Idolatry centers around outward expressions - looking good.
You are bowing to something outside of yourself that you think you can control, but which inadvertently controls you.
But all that matters is that you are appearing to do what is right.
True worship is about ordering your inner life.
it is about submitting to the truth as God reveals it.
It is about letting go, repenting and surrendering anew as God peels back the layers of our humanity in search of His image.
The key is that is should never become a work.
Philippians 2:13 ESV
13 for it is God who works in you, both to will and to work for his good pleasure.
Your focus should be first and foremost on God, but then pay attention to what God is doing in you.
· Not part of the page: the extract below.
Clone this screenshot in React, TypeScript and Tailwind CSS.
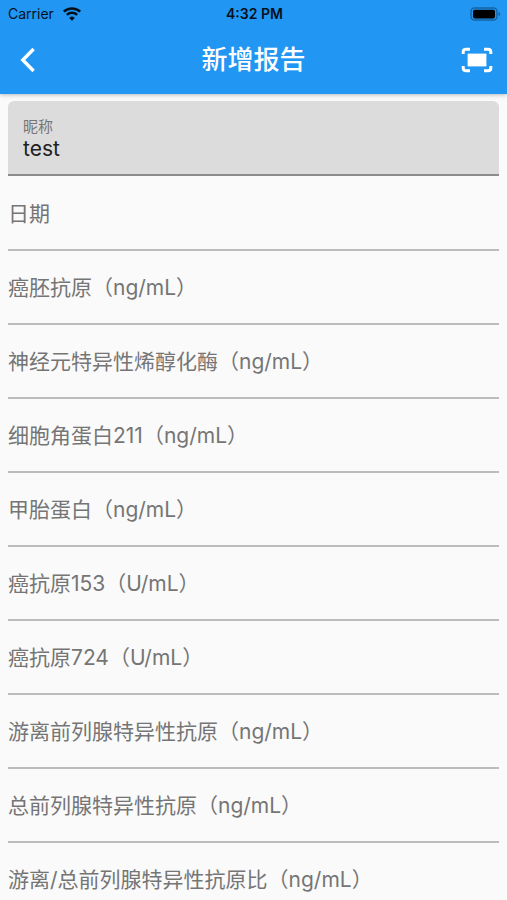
import type React from "react";
import { useState } from "react";

interface ReportField {
	id: string;
	label: string;
}

const FIELDS: ReportField[] = [
	{ id: "date", label: "日期" },
	{ id: "cea", label: "癌胚抗原（ng/mL）" },
	{ id: "nse", label: "神经元特异性烯醇化酶（ng/mL）" },
	{ id: "cyfra211", label: "细胞角蛋白211（ng/mL）" },
	{ id: "afp", label: "甲胎蛋白（ng/mL）" },
	{ id: "ca153", label: "癌抗原153（U/mL）" },
	{ id: "ca724", label: "癌抗原724（U/mL）" },
	{ id: "fpsa", label: "游离前列腺特异性抗原（ng/mL）" },
	{ id: "tpsa", label: "总前列腺特异性抗原（ng/mL）" },
	{ id: "ratio", label: "游离/总前列腺特异性抗原比（ng/mL）" },
];

const WifiIcon = () => (
	<svg viewBox="0 0 20 15" className="w-5 h-4" fill="none" aria-hidden="true">
		<path d="M1.8 5.2a11.8 11.8 0 0 1 16.4 0" stroke="#04111d" strokeWidth="2.5" />
		<path d="M4.8 8.4a7.4 7.4 0 0 1 10.4 0" stroke="#04111d" strokeWidth="2.3" />
		<path d="M10 14.3 7.2 11.4a4 4 0 0 1 5.6 0Z" fill="#04111d" />
	</svg>
);

const BatteryIcon = () => (
	<svg viewBox="0 0 31 14" className="w-[31px] h-[14px]" aria-hidden="true">
		<rect x="1" y="1" width="26" height="12" rx="3.5" fill="#2196f3" stroke="#1763a0" strokeWidth="1.4" />
		<rect x="3" y="2.8" width="22" height="8.6" rx="1.8" fill="#000" />
		<path d="M28.5 5v4q1.8-.6 1.8-2t-1.8-2Z" fill="#1763a0" />
	</svg>
);

const BackIcon = () => (
	<svg viewBox="0 0 16 26" className="w-4 h-[26px]" fill="none" aria-hidden="true">
		<path d="M13.6 2 2.8 13l10.8 11" stroke="#fff" strokeWidth="3.4" />
	</svg>
);

const ScanIcon = () => (
	<svg viewBox="0 0 32 26" className="w-8 h-[26px]" fill="none" aria-hidden="true">
		<path
			d="M9 2.2H5Q2.2 2.2 2.2 5v2M23 2.2h4q2.8 0 2.8 2.8v2M9 23.8H5q-2.8 0-2.8-2.8v-2M23 23.8h4q2.8 0 2.8-2.8v-2"
			stroke="#fff"
			strokeWidth="3"
		/>
		<rect x="6.6" y="6.6" width="18.8" height="12.8" fill="#fff" />
	</svg>
);

export const AddReportPage: React.FC = () => {
	const [nickname, setNickname] = useState("test");
	const [values, setValues] = useState<Record<string, string>>({});

	const handleChange = (id: string, value: string) => {
		setValues({ ...values, [id]: value });
	};

	return (
		<div className="h-screen flex flex-col overflow-hidden bg-[#fafafa] font-['Inter','Noto_Sans_CJK_SC',sans-serif]">
			<header className="shrink-0 z-10 bg-[#2196f3] shadow-[0_1px_4px_rgba(0,0,0,0.25)]">
				{/* Status bar */}
				<div className="h-7 pl-2 pr-1.5 grid grid-cols-3 items-center text-sm text-[#04111d]">
					<div className="flex items-center gap-2">
						<span>Carrier</span>
						<WifiIcon />
					</div>
					<span className="text-center font-semibold">4:32 PM</span>
					<div className="flex justify-end">
						<BatteryIcon />
					</div>
				</div>

				{/* App bar */}
				<div className="h-[66px] pl-5 pr-3.5 pb-0.5 grid grid-cols-[32px_1fr_38px] items-center">
					<button type="button" aria-label="返回">
						<BackIcon />
					</button>
					<h1 className="text-center text-[26px] leading-8 font-medium text-white">新增报告</h1>
					<button type="button" aria-label="扫描" className="flex justify-end">
						<ScanIcon />
					</button>
				</div>
			</header>

			<form className="flex-1 min-h-0 overflow-y-auto [scrollbar-width:none] px-2 pt-[7px]">
				<div className="h-[75px] px-[15px] pt-4 flex flex-col rounded-t-md border-b-2 border-[#8c8c8c] bg-[#dcdcdc]">
					<label htmlFor="nickname" className="text-[15px] leading-5 text-[#757575]">
						昵称
					</label>
					<input
						id="nickname"
						value={nickname}
						onChange={(e) => setNickname(e.target.value)}
						className="w-full text-[21px] leading-6 text-[#212121] outline-none"
					/>
				</div>

				<div className="pt-px">
					{FIELDS.map((field) => (
						<div key={field.id} className="h-[74px] pt-px flex items-center border-b-2 border-[#bcbcbc]">
							<label htmlFor={field.id} className="shrink-0 text-[21px] leading-8 text-[#757575]">
								{field.label}
							</label>
							<input
								id={field.id}
								value={values[field.id] ?? ""}
								onChange={(e) => handleChange(field.id, e.target.value)}
								className="flex-1 min-w-0 h-full pl-2 text-[21px] text-[#212121] outline-none"
							/>
						</div>
					))}
				</div>
			</form>
		</div>
	);
};

export default AddReportPage;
Turn your obedience outward.

Amos says that true worship leads to justice.
That means paying attention, not only to your relationship with God, but to your relationships with others.
We sometimes think that worship is all about being close to God.
We say, “I just want to know your heart, God!”
God’s heart is for the world.
The closer we get to God’s heart the more our heart breaks for the things that break His heart.
There is a time just to be in God’s presence.
If we don’t spend time in His presence, how will we receive what we need from our source?
But eventually, in our time with God, we need to get to the question, “what do you want me to do?”
Obedience to God leads us beyond ourselves.
It takes us outside the walls of the church.
It takes us outside of our comfort zone.
It may even take you outside the region or the country!
Idolatry say, “I have this thing that makes me feel good that I keep going back to for comfort.”
True worship says, “I have the living presence of God in me, its moving through me and I am going to take it with me wherever God tells me to go!”

Questions for reflection:

What is an idol to you? Can you think of any idols in your life? Pray and ask God if there is anything that is taking your focus away from Him.
What is worship to you? What makes worship good or rewarding? Is our worship for us or is it for Him?
If we are God’s people, what does that mean? How much and in what ways are we God’s? What does God want from us? How can we give Him what He deserves?